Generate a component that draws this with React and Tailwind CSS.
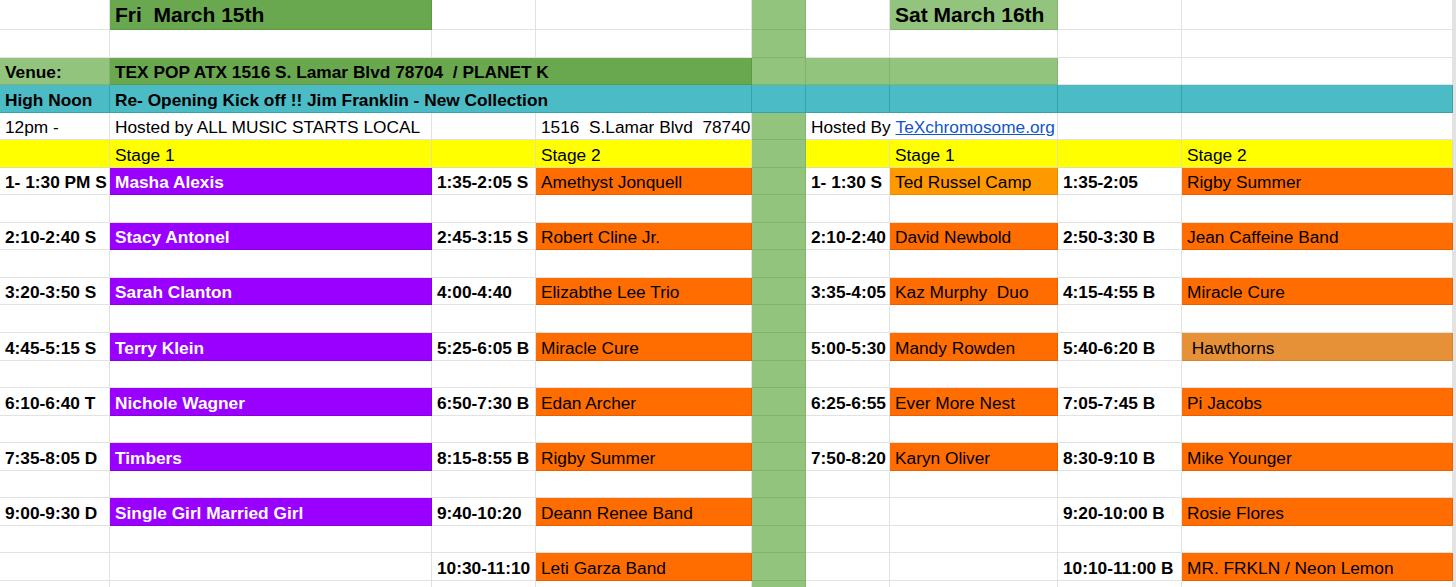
---
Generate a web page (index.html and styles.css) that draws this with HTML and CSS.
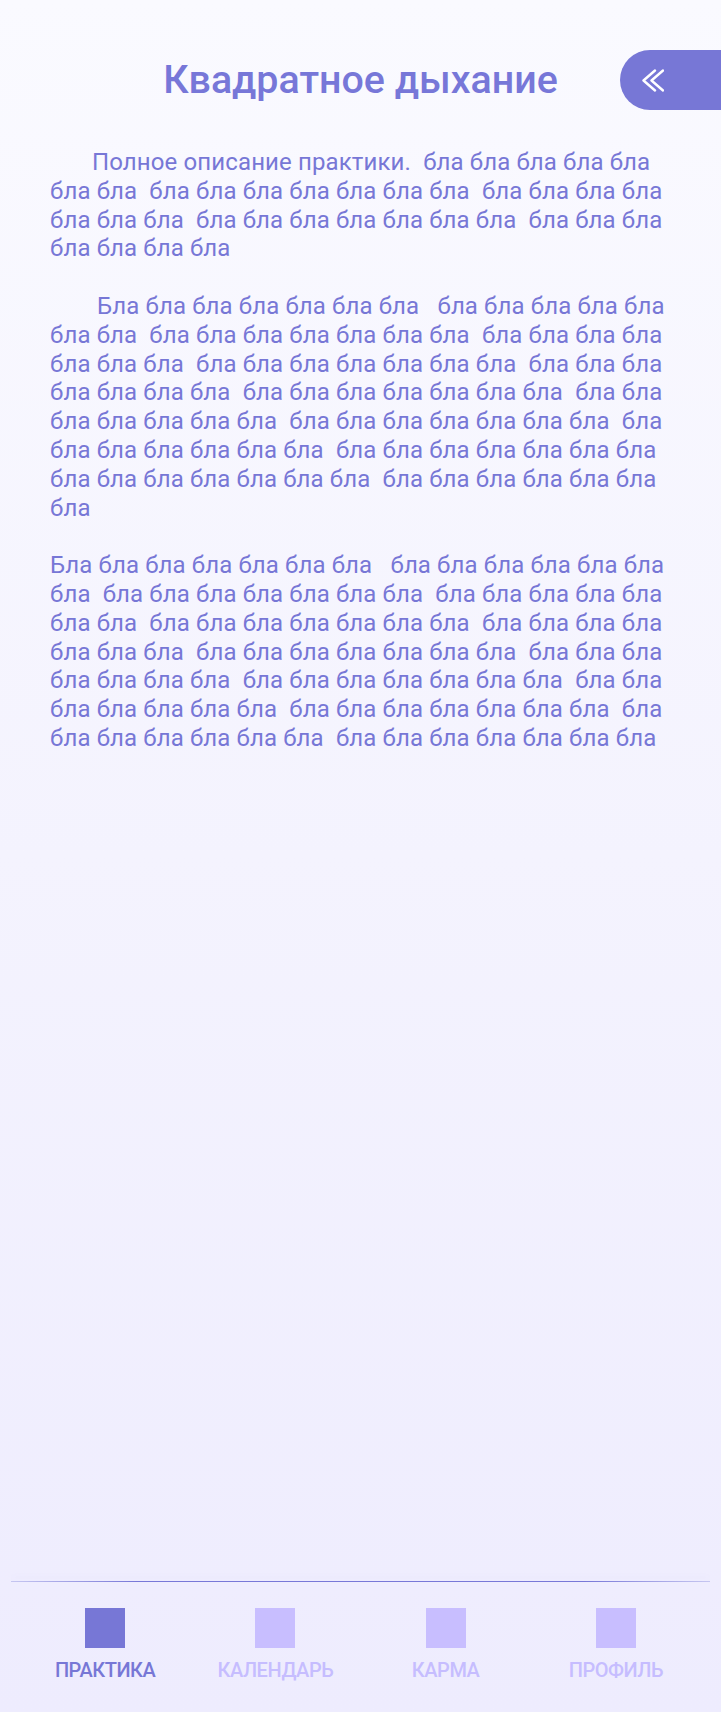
* * *
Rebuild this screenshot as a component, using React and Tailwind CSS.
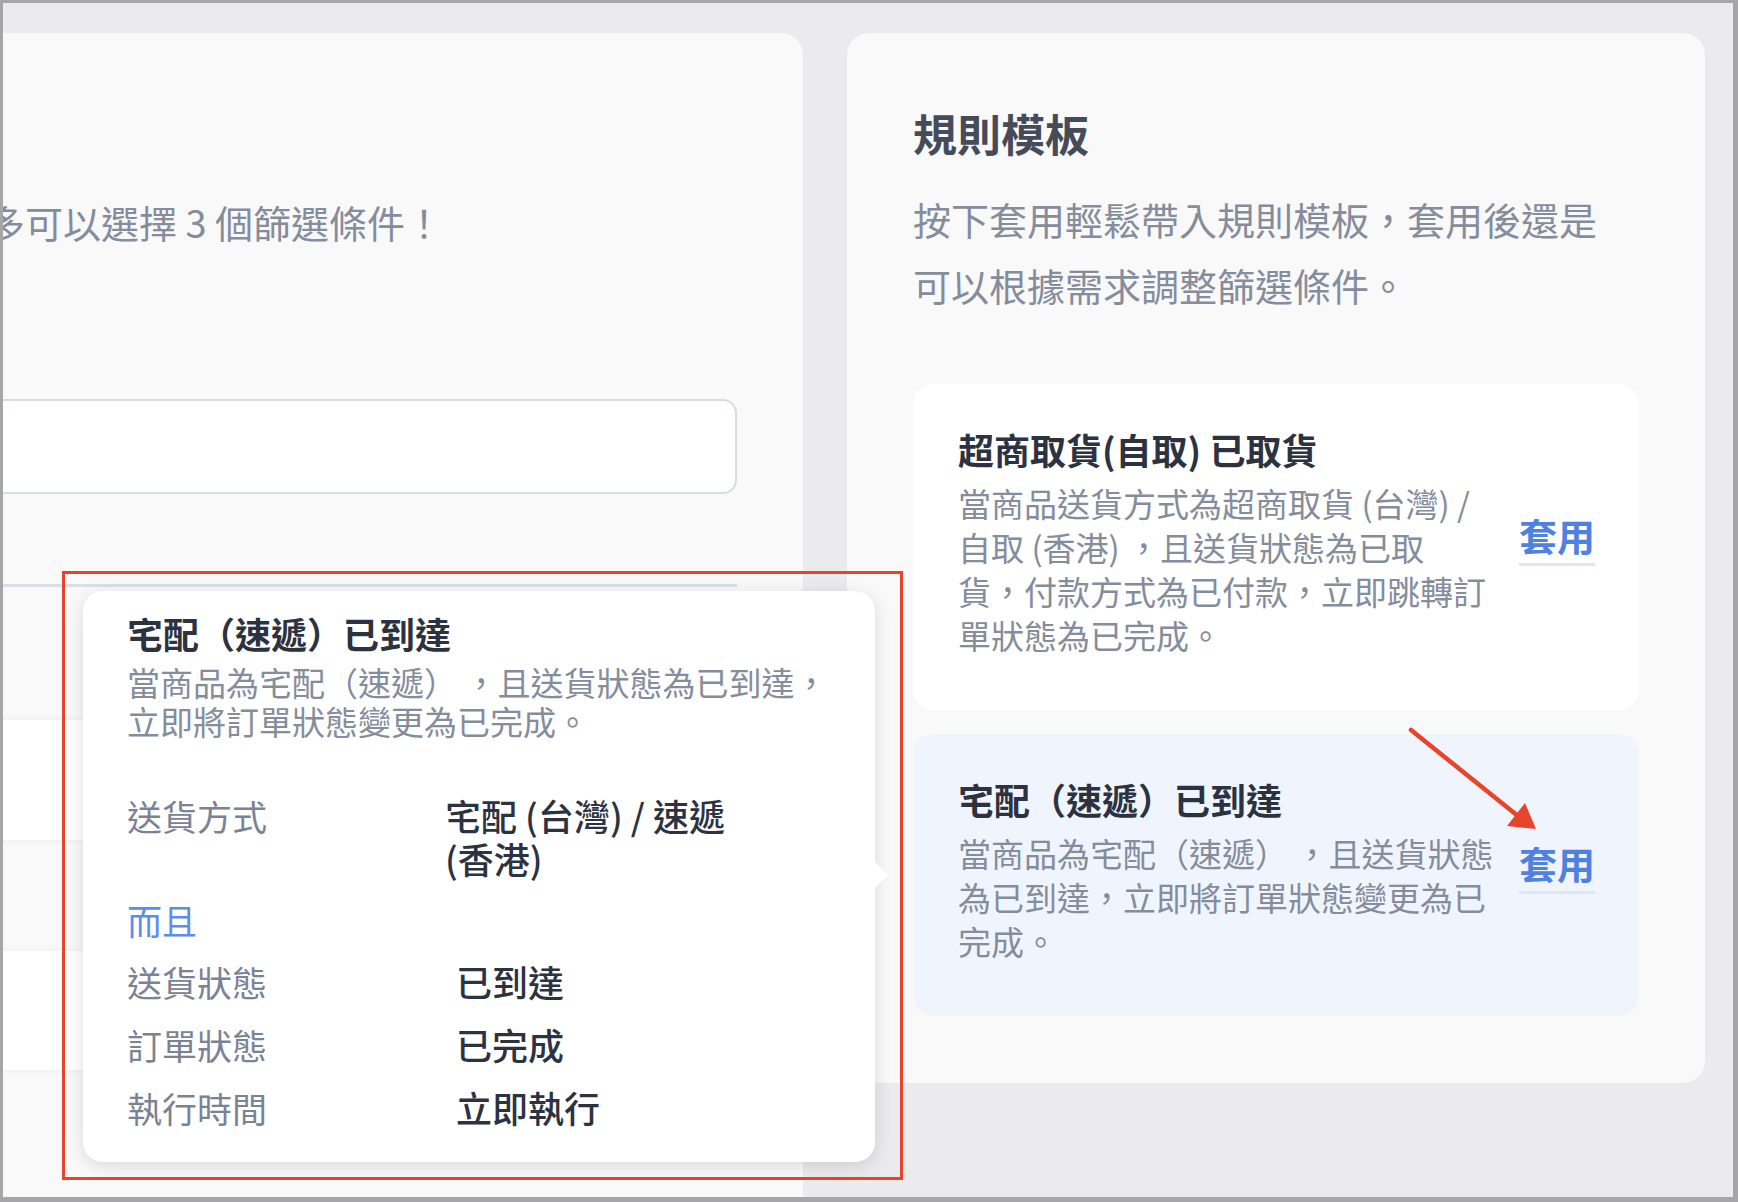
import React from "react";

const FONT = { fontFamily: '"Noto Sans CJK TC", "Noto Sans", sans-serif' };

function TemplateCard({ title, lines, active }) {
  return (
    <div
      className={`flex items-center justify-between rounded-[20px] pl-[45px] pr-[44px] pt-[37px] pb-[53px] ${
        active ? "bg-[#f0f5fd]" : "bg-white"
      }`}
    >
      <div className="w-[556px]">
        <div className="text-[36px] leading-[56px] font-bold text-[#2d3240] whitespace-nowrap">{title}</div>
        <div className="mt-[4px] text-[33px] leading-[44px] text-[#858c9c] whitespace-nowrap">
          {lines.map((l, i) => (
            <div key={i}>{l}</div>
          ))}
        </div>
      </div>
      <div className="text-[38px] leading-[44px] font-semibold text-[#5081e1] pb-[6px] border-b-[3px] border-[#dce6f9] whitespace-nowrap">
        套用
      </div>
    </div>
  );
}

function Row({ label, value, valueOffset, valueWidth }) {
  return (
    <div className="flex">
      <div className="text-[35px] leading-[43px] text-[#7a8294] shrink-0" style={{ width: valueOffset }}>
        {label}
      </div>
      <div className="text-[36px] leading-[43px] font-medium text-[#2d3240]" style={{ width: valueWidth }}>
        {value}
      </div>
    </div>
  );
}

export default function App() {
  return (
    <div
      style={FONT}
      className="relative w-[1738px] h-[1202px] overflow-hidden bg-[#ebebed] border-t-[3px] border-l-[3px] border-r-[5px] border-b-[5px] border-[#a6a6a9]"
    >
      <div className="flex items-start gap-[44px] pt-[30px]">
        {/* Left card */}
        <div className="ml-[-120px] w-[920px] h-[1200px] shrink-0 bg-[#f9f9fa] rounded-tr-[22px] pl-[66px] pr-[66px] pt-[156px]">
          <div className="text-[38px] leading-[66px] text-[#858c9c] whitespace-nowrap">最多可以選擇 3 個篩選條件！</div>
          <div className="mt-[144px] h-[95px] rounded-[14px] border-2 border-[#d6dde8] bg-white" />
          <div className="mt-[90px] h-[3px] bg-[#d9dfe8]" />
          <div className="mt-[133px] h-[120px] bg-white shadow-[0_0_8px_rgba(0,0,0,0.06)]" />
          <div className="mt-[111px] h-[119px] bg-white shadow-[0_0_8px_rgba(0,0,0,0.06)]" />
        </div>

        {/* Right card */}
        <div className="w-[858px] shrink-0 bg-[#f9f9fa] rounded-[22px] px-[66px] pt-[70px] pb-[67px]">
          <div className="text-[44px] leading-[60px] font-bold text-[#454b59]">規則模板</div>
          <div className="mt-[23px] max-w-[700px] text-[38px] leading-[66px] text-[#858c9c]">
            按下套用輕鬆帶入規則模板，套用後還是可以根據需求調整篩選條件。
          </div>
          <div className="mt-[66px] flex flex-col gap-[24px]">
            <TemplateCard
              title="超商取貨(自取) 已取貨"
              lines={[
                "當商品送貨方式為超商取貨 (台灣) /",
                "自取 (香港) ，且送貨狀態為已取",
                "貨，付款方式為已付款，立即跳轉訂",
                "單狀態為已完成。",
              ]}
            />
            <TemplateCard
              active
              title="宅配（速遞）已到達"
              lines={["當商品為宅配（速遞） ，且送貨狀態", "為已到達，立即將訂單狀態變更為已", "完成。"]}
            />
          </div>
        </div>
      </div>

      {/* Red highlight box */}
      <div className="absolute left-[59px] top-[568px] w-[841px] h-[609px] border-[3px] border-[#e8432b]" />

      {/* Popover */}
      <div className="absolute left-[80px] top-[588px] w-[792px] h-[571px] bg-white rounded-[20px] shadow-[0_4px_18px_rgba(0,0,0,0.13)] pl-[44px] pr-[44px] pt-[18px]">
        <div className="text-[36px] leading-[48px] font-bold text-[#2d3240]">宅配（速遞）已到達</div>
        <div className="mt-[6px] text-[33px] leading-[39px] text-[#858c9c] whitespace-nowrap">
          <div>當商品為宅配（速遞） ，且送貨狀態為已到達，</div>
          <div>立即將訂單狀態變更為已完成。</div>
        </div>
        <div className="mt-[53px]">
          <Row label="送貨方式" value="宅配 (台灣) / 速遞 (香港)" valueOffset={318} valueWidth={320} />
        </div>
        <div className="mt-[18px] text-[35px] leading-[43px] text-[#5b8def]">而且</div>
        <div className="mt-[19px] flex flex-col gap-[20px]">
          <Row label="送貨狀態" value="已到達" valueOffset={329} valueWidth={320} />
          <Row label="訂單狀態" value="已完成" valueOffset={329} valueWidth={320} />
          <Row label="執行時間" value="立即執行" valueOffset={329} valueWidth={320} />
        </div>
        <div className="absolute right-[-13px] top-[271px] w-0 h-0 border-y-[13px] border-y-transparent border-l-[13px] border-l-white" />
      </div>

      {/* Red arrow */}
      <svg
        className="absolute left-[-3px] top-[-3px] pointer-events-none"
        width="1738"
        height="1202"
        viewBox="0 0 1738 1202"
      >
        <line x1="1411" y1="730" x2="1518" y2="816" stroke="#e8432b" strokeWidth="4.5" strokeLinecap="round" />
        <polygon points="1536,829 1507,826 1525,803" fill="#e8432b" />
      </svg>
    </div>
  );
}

> [OBJECTIVE]: Report all lines of the data that include the word "this".

> [SOLUTION TO THE EXERCISE]:
Generate a component that draws this with React and Tailwind CSS.
Generate a web page (index.html and styles.css) that draws this with HTML and CSS.
Rebuild this screenshot as a component, using React and Tailwind CSS.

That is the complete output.